🤖 AI Summary
Medical imaging quality control (QC) suffers from subjectivity and low automation. Method: This study introduces the first standardized QC dataset for chest X-rays and CT reports, and proposes a multimodal human–AI collaborative closed-loop evaluation framework. It innovatively integrates adaptive data governance and dynamic feedback mechanisms, leveraging large language models—including Gemini 2.0-Flash, GPT-4o, DeepSeek-R1, and InternLM2.5-7B-chat—evaluated across recall, precision, and Macro F1. Results: Gemini 2.0-Flash achieves a Macro F1 of 90.0% on chest X-ray QC; DeepSeek-R1 attains 62.23% recall in CT report auditing; InternLM2.5-7B-chat yields the highest additional error detection rate.
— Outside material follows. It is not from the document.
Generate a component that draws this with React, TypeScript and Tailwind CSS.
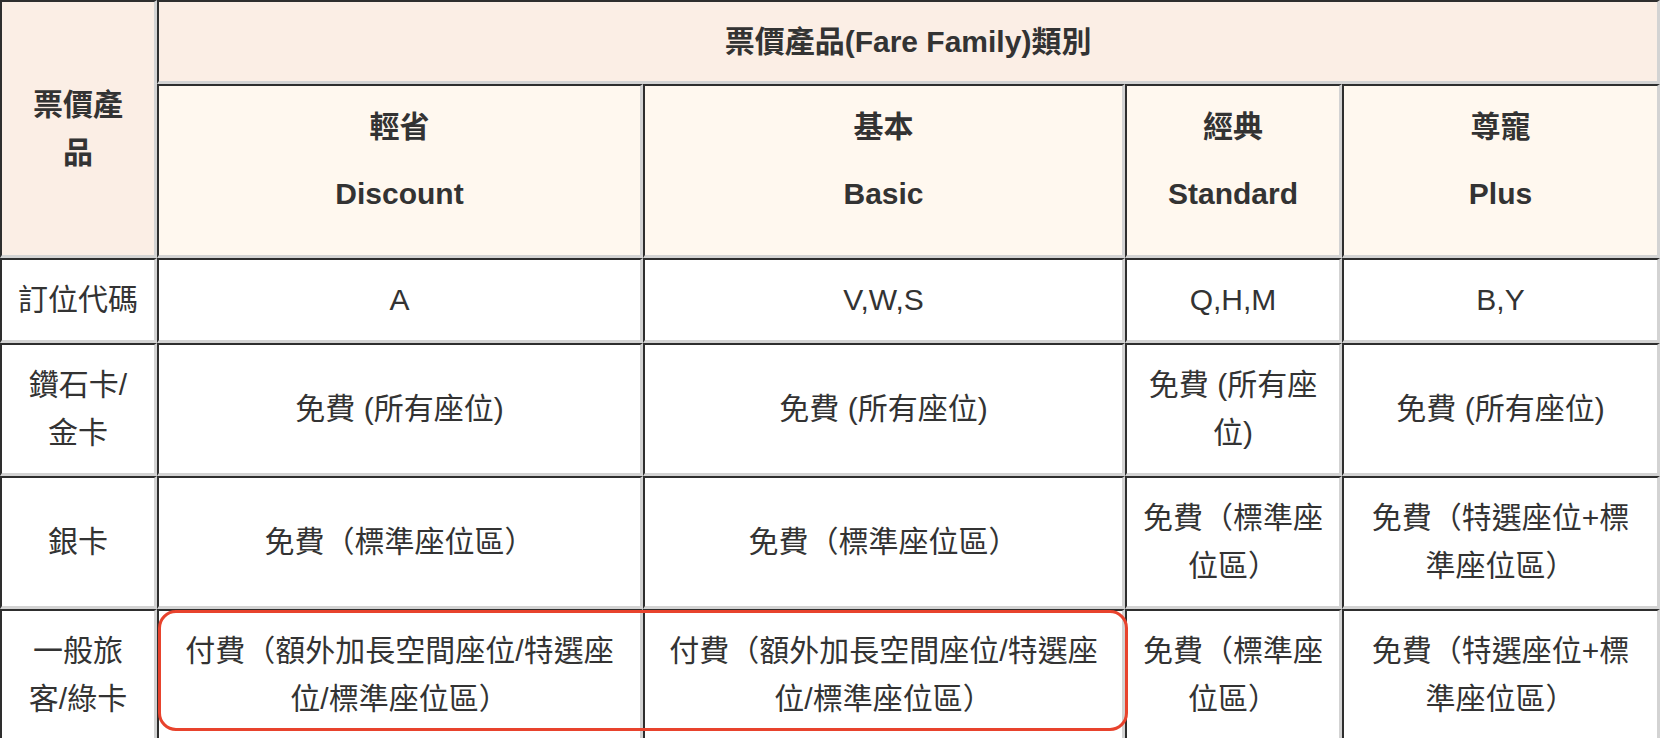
const cell =
  "border-t-2 border-l-2 border-r-[3px] border-b-[3px] border-t-[#2e2e2e] border-l-[#2e2e2e] border-r-[#d3d3d3] border-b-[#d3d3d3] text-center align-middle";

const td = `${cell} px-[14px] py-4 font-normal`;

const families = [
  { zh: "輕省", en: "Discount" },
  { zh: "基本", en: "Basic" },
  { zh: "經典", en: "Standard" },
  { zh: "尊寵", en: "Plus" },
];

const rows = [
  { label: "訂位代碼", cells: ["A", "V,W,S", "Q,H,M", "B,Y"] },
  {
    label: "鑽石卡/金卡",
    cells: ["免費 (所有座位)", "免費 (所有座位)", "免費 (所有座位)", "免費 (所有座位)"],
  },
  {
    label: "銀卡",
    cells: ["免費（標準座位區）", "免費（標準座位區）", "免費（標準座位區）", "免費（特選座位+標準座位區）"],
  },
  {
    label: "一般旅客/綠卡",
    cells: [
      "付費（額外加長空間座位/特選座位/標準座位區）",
      "付費（額外加長空間座位/特選座位/標準座位區）",
      "免費（標準座位區）",
      "免費（特選座位+標準座位區）",
    ],
  },
];

export default function App() {
  return (
    <div className="min-h-screen w-full bg-white">
      <div
        className="relative w-full text-[30px] leading-[48px] text-[#333333]"
        style={{ fontFamily: '"Liberation Sans", "Noto Sans CJK TC", sans-serif' }}
      >
        <table className="w-full table-fixed border-separate border-spacing-0">
          <colgroup>
            <col className="w-[157px]" />
            <col className="w-[486px]" />
            <col className="w-[482px]" />
            <col className="w-[217px]" />
            <col className="w-[318px]" />
          </colgroup>
          <thead>
            <tr>
              <th rowSpan={2} className={`${cell} bg-[#fbeee5] px-5 font-bold`}>
                票價產品
              </th>
              <th colSpan={4} className={`${cell} bg-[#fbeee5] px-4 py-4 leading-[47px] font-bold`}>
                票價產品(Fare Family)類別
              </th>
            </tr>
            <tr>
              {families.map((f) => (
                <th key={f.en} className={`${cell} bg-[#fff8ef] px-4 pt-[17px] pb-[37px] font-bold`}>
                  <div className="flex flex-col items-center gap-[19px]">
                    <span>{f.zh}</span>
                    <span>{f.en}</span>
                  </div>
                </th>
              ))}
            </tr>
          </thead>
          <tbody>
            {rows.map((r) => (
              <tr key={r.label}>
                <td className={td}>{r.label}</td>
                {r.cells.map((c, i) => (
                  <td key={i} className={td}>
                    {c}
                  </td>
                ))}
              </tr>
            ))}
          </tbody>
        </table>

        {/* highlight around the paid-seat cells */}
        <div className="pointer-events-none absolute left-[158px] top-[610px] h-[121px] w-[970px] rounded-[18px] border-[3.5px] border-[#e8432d]" />
      </div>
    </div>
  );
}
This work establishes the first trustworthy, iterative, large-model–driven medical imaging QC paradigm, substantially enhancing both efficiency and objectivity of clinical QC processes.
📝 Abstract
Medical imaging quality control (QC) is essential for accurate diagnosis, yet traditional QC methods remain labor-intensive and subjective. To address this challenge, in this study, we establish a standardized dataset and evaluation framework for medical imaging QC, systematically assessing large language models (LLMs) in image quality assessment and report standardization. Specifically, we first constructed and anonymized a dataset of 161 chest X-ray (CXR) radiographs and 219 CT reports for evaluation. Then, multiple LLMs, including Gemini 2.0-Flash, GPT-4o, and DeepSeek-R1, were evaluated based on recall, precision, and F1 score to detect technical errors and inconsistencies. Experimental results show that Gemini 2.0-Flash achieved a Macro F1 score of 90 in CXR tasks, demonstrating strong generalization but limited fine-grained performance. DeepSeek-R1 excelled in CT report auditing with a 62.23% recall rate, outperforming other models. However, its distilled variants performed poorly, while InternLM2.5-7B-chat exhibited the highest additional discovery rate, indicating broader but less precise error detection. These findings highlight the potential of LLMs in medical imaging QC, with DeepSeek-R1 and Gemini 2.0-Flash demonstrating superior performance.